Ross sneaks back into the tavern and spots his source, who shakes him down for still more money. But he DOES get the list, just as the French spot him. He fights his way out like he’s in the freaking Matrix and runs away at top speed. Like, he did some John Wick fighting! There must have been 12 Frenchmen!
George and Elizabeth are enjoying a meal in their colossal, gorgeous townhouse when he receives two letters. The first, an invitation to a banquet from Lord Godolphin. The second … news that a young relative of Lord Godolphin will appear before George in court the next day, on charges of having assaulted a servant girl. For a MINUTE, I thought that George would do the right thing, but like the dip shit monster he is, he not only finds the man innocent, he orders the SERVANT GIRL be tried for perjury and slander! The court is horrified, and Elizabeth looks sick. Lord Godolphin gives him an approving nod, but George doesn’t seem to gain much satisfaction from it. Apparently, this is a bridge too far for even George’s feeble conscience.
Back at home, Elizabeth has found herself a Doctor Feelgood, who gives her a tincture to relieve her nerves.

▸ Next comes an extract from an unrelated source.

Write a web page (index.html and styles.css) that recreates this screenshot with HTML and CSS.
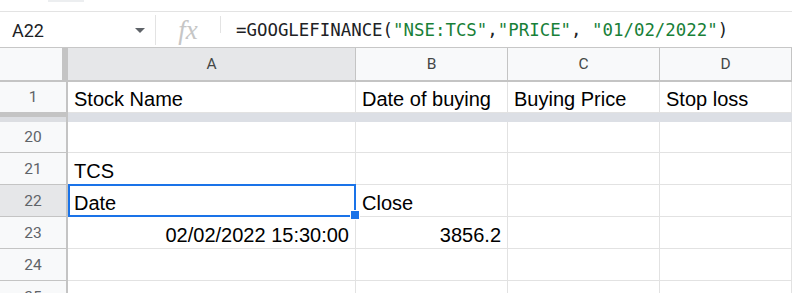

It’s pretty clearly laudanum, so I expect she’ll be pulling a Requiem for a Dream this season.
Demelza is bitterly picking up firewood when Ross returns, and she’s so delighted to see him that all her complaints about his absence seem to be washed aside. As they peruse the list together, we flash to the French prison where a very Tom Hanks–in–Castaway looking Enys is hoping not to get executed. Pug Lady is absolutely overjoyed to hear he’s alive, though being alive and in a French prison isn’t great.
Morwenna and Drake have made their attraction known to each other, and the storehouse is coming along beautifully. Ross, however, gets up on his highest horse because Demelza made the Methodists a gift of it without consulting him. YOU’VE GOT SOME NERVE, ROSS POLDARK. Demelza is like, “Listen, buddy, when you’re not here I have to run this whole goddamn show by myself, so I don’t need your nonsense.” He’s actually convinced by her proto-feminist speech, and they proceed to have excellent sex. We do not get to see his shirt come off, sadly.